Wikipedia, the self-proclaimed “free encyclopedia that anyone can edit,” is emblematic of our always-on, rapidly-expanding media landscape. In some ways a microcosm of the Internet itself, the project’s size is immense, with over 12.1 million encyclopedia articles in 265 languages. However, a statistic that is even more staggering about Wikipedia is 31.3 million: the number of wiki pages which are not encyclopedia articles, instead used by the worldwide community of editors to coordinate in such a massive media environment. While much scholarly and popular attention has been focused on how editors contribute to particular Wikipedia encyclopedia articles, far less research has been performed on these ancillary pages.

These non-encyclopedic wikispaces in and around Wikipedia are used to organize most of the largely invisible work required to maintain and further develop the encyclopedia. In fact, some of the project’s most active pages are not hotly-contested encyclopedia articles, but rather these ‘meta’ pages which are used to make collective consensus decisions about various issues. In maintaining and developing this aspect of the encyclopedia, the Wikipedian community takes advantage of the wiki media to do so in a unique form of digital governance. Social power structures still exist, but the wiki-based nature of the site allows authority to be largely distributed and decentralized, in stark contrast to traditional forms of knowledge production.

However, such a social structure and media use has not always been present in Wikipedia. In the first year of its existence, most of the coordination of invisible maintenance work and resolution of ‘meta’ issues took place almost exclusively on e-mail listservs. I demonstrate that this media use corresponded to a social structure that took founder Jimmy Wales to be the unquestioned leader of the project, in charge of resolving issues when they arose among the small community of editors.
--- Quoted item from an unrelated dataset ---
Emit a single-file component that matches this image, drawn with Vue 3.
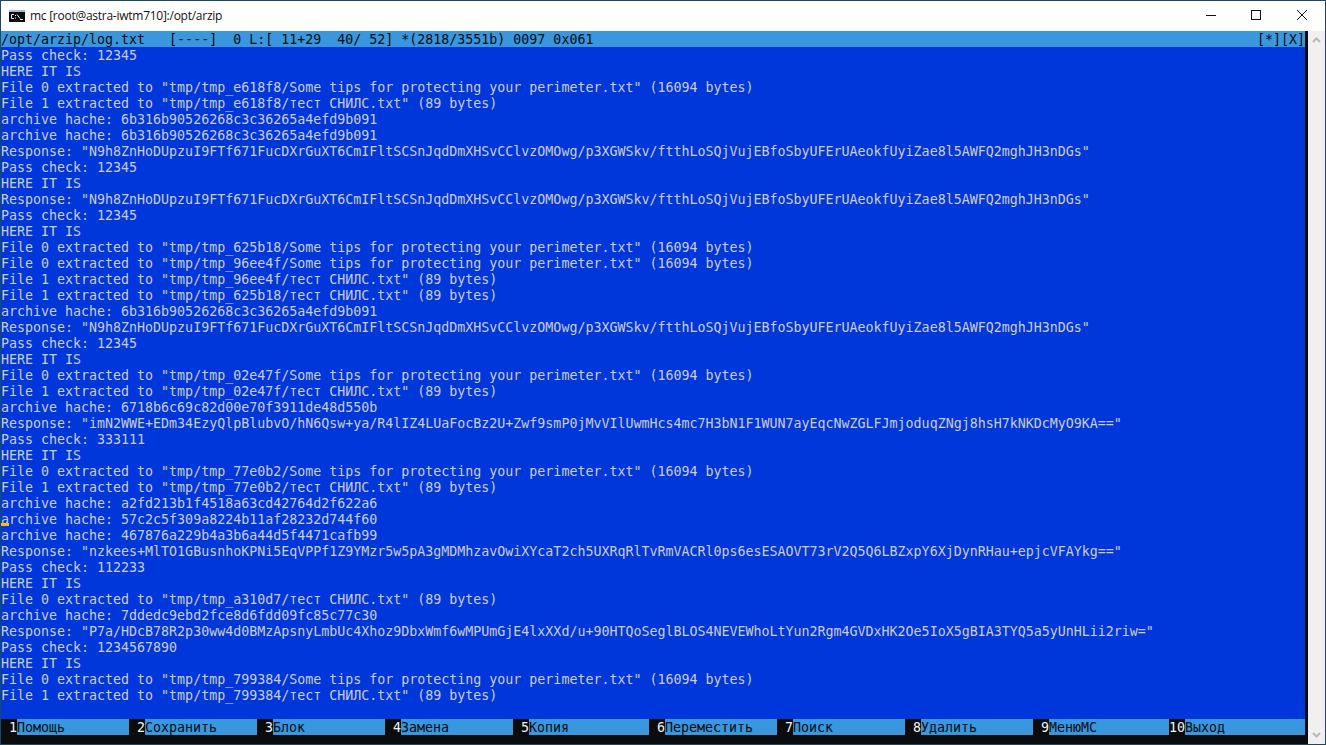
<script setup>
const fileSome = (id, n = 0) => `File ${n} extracted to "tmp/tmp_${id}/Some tips for protecting your perimeter.txt" (16094 bytes)`
const fileSnils = (id, n = 1) => `File ${n} extracted to "tmp/tmp_${id}/тест СНИЛС.txt" (89 bytes)`
const hache = (h) => `archive hache: ${h}`
const resp = (r) => `Response: "${r}"`
const pass = (p) => `Pass check: ${p}`
const here = 'HERE IT IS'
const h1 = '6b316b90526268c3c36265a4efd9b091'
const r1 = 'N9h8ZnHoDUpzuI9FTf671FucDXrGuXT6CmIFltSCSnJqdDmXHSvCClvzOMOwg/p3XGWSkv/ftthLoSQjVujEBfoSbyUFErUAeokfUyiZae8l5AWFQ2mghJH3nDGs'

const statusText = '/opt/arzip/log.txt   [----]  0 L:[ 11+29  40/ 52] *(2818/3551b) 0097 0x061'

const lines = [
  pass('12345'), here, fileSome('e618f8'), fileSnils('e618f8'), hache(h1), hache(h1), resp(r1),
  pass('12345'), here, resp(r1),
  pass('12345'), here,
  fileSome('625b18'), fileSome('96ee4f'), fileSnils('96ee4f'), fileSnils('625b18'), hache(h1), resp(r1),
  pass('12345'), here,
  fileSome('02e47f'), fileSnils('02e47f'), hache('6718b6c69c82d00e70f3911de48d550b'),
  resp('imN2WWE+EDm34EzyQlpBlubvO/hN6Qsw+ya/R4lIZ4LUaFocBz2U+Zwf9smP0jMvVIlUwmHcs4mc7H3bN1F1WUN7ayEqcNwZGLFJmjoduqZNgj8hsH7kNKDcMyO9KA=='),
  pass('333111'), here,
  fileSome('77e0b2'), fileSnils('77e0b2'),
  hache('a2fd213b1f4518a63cd42764d2f622a6'), hache('57c2c5f309a8224b11af28232d744f60'), hache('467876a229b4a3b6a44d5f4471cafb99'),
  resp('nzkees+MlTO1GBusnhoKPNi5EqVPPf1Z9YMzr5w5pA3gMDMhzavOwiXYcaT2ch5UXRqRlTvRmVACRl0ps6esESAOVT73rV2Q5Q6LBZxpY6XjDynRHau+epjcVFAYkg=='),
  pass('112233'), here,
  fileSnils('a310d7', 0), hache('7ddedc9ebd2fce8d6fdd09fc85c77c30'),
  resp('P7a/HDcB78R2p30ww4d0BMzApsnyLmbUc4Xhoz9DbxWmf6wMPUmGjE4lxXXd/u+90HTQoSeglBLOS4NEVEWhoLtYun2Rgm4GVDxHK2Oe5IoX5gBIA3TYQ5a5yUnHLii2riw='),
  pass('1234567890'), here, fileSome('799384'), fileSnils('799384'), ' ',
]

const keys = [
  { n: ' 1', t: 'Помощь', w: 128 },
  { n: ' 2', t: 'Сохранить', w: 128 },
  { n: ' 3', t: 'Блок', w: 128 },
  { n: ' 4', t: 'Замена', w: 128 },
  { n: ' 5', t: 'Копия', w: 136 },
  { n: ' 6', t: 'Переместить', w: 128 },
  { n: ' 7', t: 'Поиск', w: 128 },
  { n: ' 8', t: 'Удалить', w: 128 },
  { n: ' 9', t: 'МенюМС', w: 136 },
  { n: '10', t: 'Выход', w: 136 },
]
</script>

<template>
  <div class="window">
    <header class="titlebar">
      <svg class="appicon" width="16" height="12" viewBox="0 0 16 12">
        <rect width="16" height="12" fill="#0c0c0c" />
        <rect x="0" y="0" width="16" height="2" fill="#b8b8b8" />
        <path d="M5 4.5H2.5V8.5H5M6.5 5V6M6.5 7.5V8.5M8 4.5L11 8.5" fill="none" stroke="#e8e8e8" stroke-width="1" />
        <rect x="11" y="9" width="3" height="1" fill="#e8e8e8" />
      </svg>
      <span class="title">mc [root@astra-iwtm710]:/opt/arzip</span>
      <div class="controls">
        <svg class="ctl" width="46" height="30" viewBox="0 0 46 30"><path d="M19 14.5H29" stroke="#111" fill="none" /></svg>
        <svg class="ctl" width="46" height="30" viewBox="0 0 46 30"><rect x="18.5" y="9.5" width="9" height="9" stroke="#111" fill="none" /></svg>
        <svg class="ctl" width="46" height="30" viewBox="0 0 46 30"><path d="M18 9L28 19M28 9L18 19" stroke="#111" fill="none" /></svg>
      </div>
    </header>
    <div class="client">
      <main class="terminal">
        <div class="status">
          <span>{{ statusText }}</span>
          <span>[*][X]</span>
        </div>
        <div class="body">
          <div v-for="(l, i) in lines" :key="i" class="row">{{ l }}</div>
          <i class="cursor"></i>
        </div>
        <nav class="fnbar">
          <div v-for="k in keys" :key="k.n" class="fn" :style="{ width: k.w + 'px' }">
            <span class="num">{{ k.n }}</span><span class="label">{{ k.t }}</span>
          </div>
        </nav>
        <div class="bottom"></div>
      </main>
      <div class="gutter"></div>
      <aside class="scrollbar">
        <svg width="17" height="17" viewBox="0 0 17 17"><path d="M5 11L8.5 7.5L12 11" stroke="#b9b9b9" stroke-width="2" fill="none" /></svg>
        <svg width="17" height="17" viewBox="0 0 17 17"><path d="M5 6L8.5 9.5L12 6" stroke="#b9b9b9" stroke-width="2" fill="none" /></svg>
      </aside>
    </div>
  </div>
</template>

<style>
html, body { margin: 0; background: #0c0c0c; overflow: hidden; }
</style>

<style scoped>
.window {
  width: 1326px;
  height: 745px;
  box-sizing: border-box;
  border: 1px solid #1c4866;
  display: flex;
  flex-direction: column;
  background: #fff;
  overflow: hidden;
}
.titlebar {
  height: 30px;
  flex: none;
  display: flex;
  align-items: center;
  padding-left: 8px;
  background: #fff;
}
.appicon { flex: none; margin-right: 5px; }
.title {
  font: 12px/16px "Open Sans", "Noto Sans", sans-serif;
  letter-spacing: -0.26px;
  color: #111;
  white-space: pre;
}
.controls { margin-left: auto; display: flex; }
.ctl { display: block; }
.client { flex: 1; display: flex; min-height: 0; }
.terminal {
  width: 1304px;
  flex: none;
  position: relative;
  display: flex;
  flex-direction: column;
  font: 13.31px/18px "DejaVu Sans Mono", "Liberation Mono", monospace;
  color: #ccc;
  background: #0037da;
  white-space: pre;
}
.status {
  height: 16px;
  background: #3a96dd;
  color: #0c0c0c;
  display: flex;
  justify-content: space-between;
}
.body { position: relative; flex: none; height: 672px; }
.row { height: 16px; }
.cursor {
  position: absolute;
  left: 0;
  top: 476px;
  width: 8px;
  height: 3px;
  background: #f9b916;
}
.fnbar { display: flex; height: 16px; background: #3a96dd; flex: none; }
.fn { display: flex; flex: none; height: 16px; }
.num { width: 16px; height: 16px; background: #0c0c0c; color: #f2f2f2; }
.label { flex: 1; height: 16px; background: #3a96dd; color: #0c0c0c; }
.bottom { flex: 1; background: #0c0c0c; }
.gutter { width: 3px; flex: none; background: #0c0c0c; }
.scrollbar {
  flex: 1;
  background: #f0f0f0;
  display: flex;
  flex-direction: column;
  justify-content: space-between;
}
.scrollbar svg { display: block; }
</style>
Yet as the project grew, this listserv-mediated, “benevolent dictator” governance model did not scale to meet the rapid increase of both individual editors and editorial issues.

In response to various controversies in which the benevolent dictator model led to backlashes from the project’s growing editorial base, I show how pages in the wiki began to be used for a new, distributed form of governance. Instead of a monarchical model tempered by a centralized discussion forum, this model took advantage of features in the wiki media to enable a more direct and participatory system of governance. However, both the wiki media and the governance model proved inadequate and were subsequently refined in response to various issues faced by the project. The result, I show in this historical account, is the current instantiation of authority and media technology in and around Wikipedia, which has evolved significantly since in the project’s seven year history.

Scholars have long theorized how media technologies fundamentally reshapes the way in which we exist both as individuals and as a society. In an age of information overload, the history of Wikipedia’s co-evolving media use and governance model gives us a powerful lesson regarding the way in which the development of social structures and media technologies are fundamentally interrelated in the digital era.